# new tarpon setup



## el9surf (Dec 23, 2008)

Trying to get a tarpon rig setup before trip to keys in a couple weeks. Looking at a 10 wt maybe axiom or ticr x. I'm thinking this should be versatile enough. Trying to keep overall expense somewhat reasonable and an 11 or 12 wt will not see much use aside from trip.

Between the 3 reels listed what is the best option?
Galvan t12 leaning toward this one because its light.
Abel super 11
Colton torrent 9, 10, 11 size


----------



## jlb05f15 (Apr 4, 2012)

Echo Prime 1 piece 10wt
Galvan makes a pretty good reel. I had a t-10 and was happy with it. 
Personally I have Nautilus NV reels. I am really happy with them.


----------



## el9surf (Dec 23, 2008)

Is the echo a fast rod? If I can get away with a galvan t10 that would probably save me some money. Don't know if it has enough backing capacity


----------



## el9surf (Dec 23, 2008)

Went and casted cross current pro 1 piece, echo prime 1 piece and tfo axiom. Walked out with the cc pro, it was the clear winner for my preference. 
Now just need to figure out an 11/12 size reel without breaking the bank.


----------



## Dillusion (May 21, 2012)

> Went and casted cross current pro 1 piece, echo prime 1 piece and tfo axiom. Walked out with the cc pro, it was the clear winner for my preference.
> Now just need to figure out an 11/12 size reel without breaking the bank.


galvan all the way


----------



## el9surf (Dec 23, 2008)

Narrowed down to a couple reels. Galvan is nice but too much. Van srall cvex or colton torrent?


----------



## Rediculous (May 5, 2012)

> Narrowed down to a couple reels. Galvan is nice but too much.
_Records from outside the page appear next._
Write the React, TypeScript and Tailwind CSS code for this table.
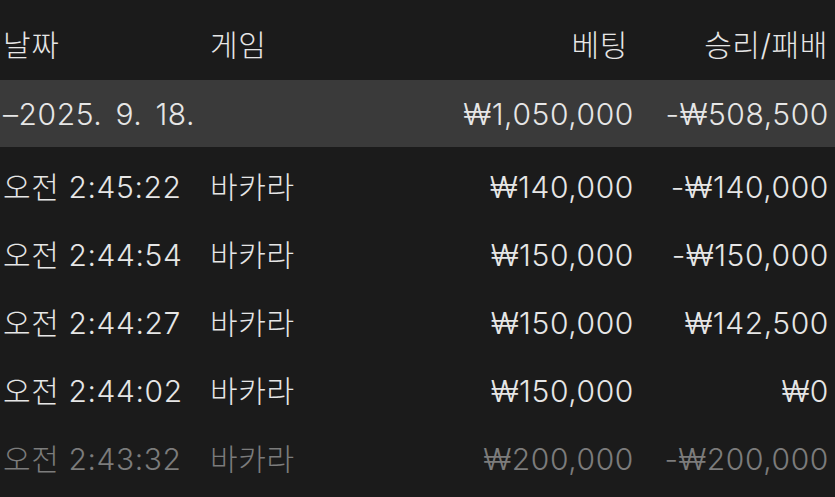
const rows = [
  { time: "오전 2:45:22", game: "바카라", bet: "₩140,000", result: "-₩140,000" },
  { time: "오전 2:44:54", game: "바카라", bet: "₩150,000", result: "-₩150,000" },
  { time: "오전 2:44:27", game: "바카라", bet: "₩150,000", result: "₩142,500" },
  { time: "오전 2:44:02", game: "바카라", bet: "₩150,000", result: "₩0" },
  { time: "오전 2:43:32", game: "바카라", bet: "₩200,000", result: "-₩200,000", dim: true },
];

const grid = "grid grid-cols-[207px_1fr_auto_195px] items-center pl-[3px] pr-[6px]";

export default function App() {
  return (
    <div
      className="w-[835px] h-[497px] overflow-hidden bg-[#1b1b1b] text-[#e6e6e6] text-[30px] leading-none font-light tracking-[0.02em]"
      style={{ fontFamily: 'Inter, "Noto Sans CJK KR", sans-serif' }}
    >
      {/* Header */}
      <div className={`${grid} h-[80px] pt-[10px]`}>
        <span>날짜</span>
        <span>게임</span>
        <span className="text-right pr-[6px]">베팅</span>
        <span className="text-right pr-[1px]">승리/패배</span>
      </div>

      {/* Day summary */}
      <div className={`${grid} h-[67px] bg-[#3a3a3a]`}>
        <span className="col-span-2 [word-spacing:4px]">–2025. 9. 18.</span>
        <span className="text-right">₩1,050,000</span>
        <span className="text-right">-₩508,500</span>
      </div>

      {/* Bets */}
      <div className="pt-[6px]">
        {rows.map((r) => (
          <div
            key={r.time}
            className={`${grid} h-[68px] ${r.dim ? "text-[#7c7c7c]" : ""}`}
          >
            <span>{r.time}</span>
            <span>{r.game}</span>
            <span className="text-right">{r.bet}</span>
            <span className="text-right">{r.result}</span>
          </div>
        ))}
      </div>
    </div>
  );
}
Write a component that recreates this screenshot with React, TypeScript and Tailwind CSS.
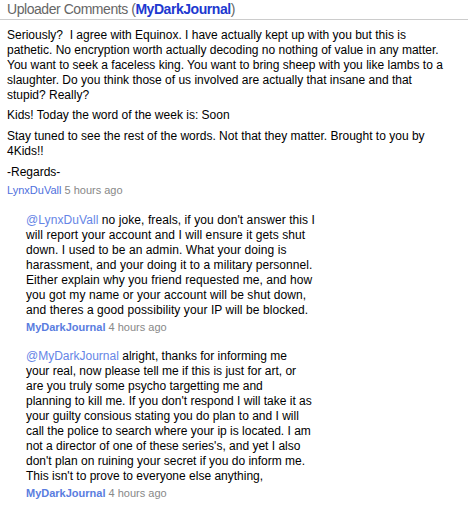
const reply1 =
  " no joke, freals, if you don't answer this I will report your account and I will ensure it gets shut down. I used to be an admin. What your doing is harassment, and your doing it to a military personnel. Either explain why you friend requested me, and how you got my name or your account will be shut down, and theres a good possibility your IP will be blocked.";

const reply2Lines = [
  ' alright, thanks for informing me',
  "your real, now please tell me if this is just for art, or",
  'are you truly some psycho targetting me and',
  "planning to kill me. If you don't respond I will take it as",
  'your guilty consious stating you do plan to and I will',
  'call the police to search where your ip is located. I am',
  "not a director of one of these series's, and yet I also",
  "don't plan on ruining your secret if you do inform me.",
  "This isn't to prove to everyone else anything,",
];

function Meta({ author, time }: { author: string; time: string }) {
  return (
    <div className="mt-[2px] text-[11px] leading-[14px]">
      <a className="font-bold text-[#5a7de0]">{author}</a>{' '}
      <span className="text-[#888888]">{time}</span>
    </div>
  );
}

export default function App() {
  return (
    <div className="w-[470px] h-[512px] bg-white overflow-hidden font-['Liberation_Sans',Arial,sans-serif] text-black">
      <div className="px-[7px] pt-[1px] pb-[2px] mr-[2px] border-b border-[#cccccc] text-[14px] leading-[16px] tracking-[-0.45px] text-[#666666]">
        Uploader Comments (<a className="font-bold text-[#2038d0]">MyDarkJournal</a>)
      </div>

      <div className="px-[7px] pt-[8px] text-[12px] leading-[15px]">
        <p className="w-[446px]">
          Seriously?&nbsp; I agree with Equinox. I have actually kept up with you but this is pathetic. No encryption worth actually decoding no nothing of value in any matter. You want to seek a faceless king. You want to bring sheep with you like lambs to a slaughter. Do you think those of us involved are actually that insane and that stupid? Really?
        </p>
        <p className="mt-[5px]">Kids! Today the word of the week is: Soon</p>
        <p className="mt-[6px] w-[440px]">
          Stay tuned to see the rest of the words. Not that they matter. Brought to you by 4Kids!!
        </p>
        <p className="mt-[6px]">-Regards-</p>
        <div className="mt-[3px] text-[11px] leading-[14px]">
          <a className="text-[#4f70dd]">LynxDuVall</a> <span className="text-[#888888]">5 hours ago</span>
        </div>
      </div>

      <div className="pl-[26px] pt-[16px] flex flex-col gap-[15px]">
        <div className="w-[291px]">
          <p className="text-[12px] leading-[15px] tracking-[0.08px]">
            <a className="text-[#6585e6]">@LynxDuVall</a>
            {reply1}
          </p>
          <Meta author="MyDarkJournal" time="4 hours ago" />
        </div>

        <div className="w-[300px]">
          <p className="text-[12px] leading-[15px]">
            <a className="text-[#6585e6]">@MyDarkJournal</a>
            {reply2Lines.map((line, i) => (
              <span key={i}>
                {i > 0 && <br />}
                {line}
              </span>
            ))}
          </p>
          <Meta author="MyDarkJournal" time="4 hours ago" />
        </div>
      </div>
    </div>
  );
}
Van srall cvex or colton torrent?


Holy cow, the van staal is cheaper than the galvan? crazy...


----------



## el9surf (Dec 23, 2008)

Yeah less by quite a bit.


----------



## mkyhagan (Jul 1, 2012)

Sorry to interupt the discusion but el9surf where did you cast all the different rods?


----------



## el9surf (Dec 23, 2008)

Orlando outfitters


----------



## MSG (Jan 11, 2010)

I just listed a Biscayne Rods 10wt 1 piece - a steal at $165.


----------



## el9surf (Dec 23, 2008)

Just saw. Already picked up a loomis cc pro 11 wt. Thanks though.


----------



## nbk65bo (Sep 11, 2008)

check out the cheeky reels. pretty solid and great pricing.Just got the thrash. has really good capacitys. I know that the echo is not a gloomis but how did it cast. i would think it is heads above the tfo. i have a echo 3 12wt and it casts pretty good. never overly heavy. 
chris.


----------



## FredGrunwald (Sep 24, 2012)

I got the Colton Torrent 12wt. Things amazing haven't got to really test it much besides a trip to Miami for some night poons but thing seems bullet proof.


----------



## el9surf (Dec 23, 2008)

The echo casted well and I almost went with it. It had good balance of power and finesse. Decided to cast the loomis at the last minute and it just had that perfect feeling. It has that feel that it can punch a fly line straight through the wind. As for the tfo I was really dissapointed for all of the positive things I had read about the axiom. That was honestly more in my price range but it just felt sloppy to me. I wanted to like it for the price. I am also digging the idea of a single pc rod. No ferruls to line up or break points to worry about on a big fish.


----------



## Rediculous (May 5, 2012)

> Yeah less by quite a bit.


Huh, all the c-vex reels I'm seeing are way more expensive than the galvans. Maybe I'm missing something...


----------



## el9surf (Dec 23, 2008)

Red look on ebay. Selling new in the 300's
Having said that I went with the colton torrent. Got it yesterday and what a reel for the money. It's nicer and more solid than most of the reels twice its price. It has more drag capability than both the galvan t12 and nautilus that I checked out. Also the spindle is a lot bigger in diameter than either of the other two. just beefy overall with a solid feel. Dowside is the weight but that's less of a concern since I'm not blind casting this setup. For the price I think thr torrent is in a class on its own.


----------



## Rediculous (May 5, 2012)

Yeah, cause retail the van staal was much higher than the galvan. I think the galvan is a more attractive reel, though. Are you going for the tarpon along the beaches here, or heading farther south (keys/everglades)? Cause I know a couple killer flies for the spooky beach tarpon....


----------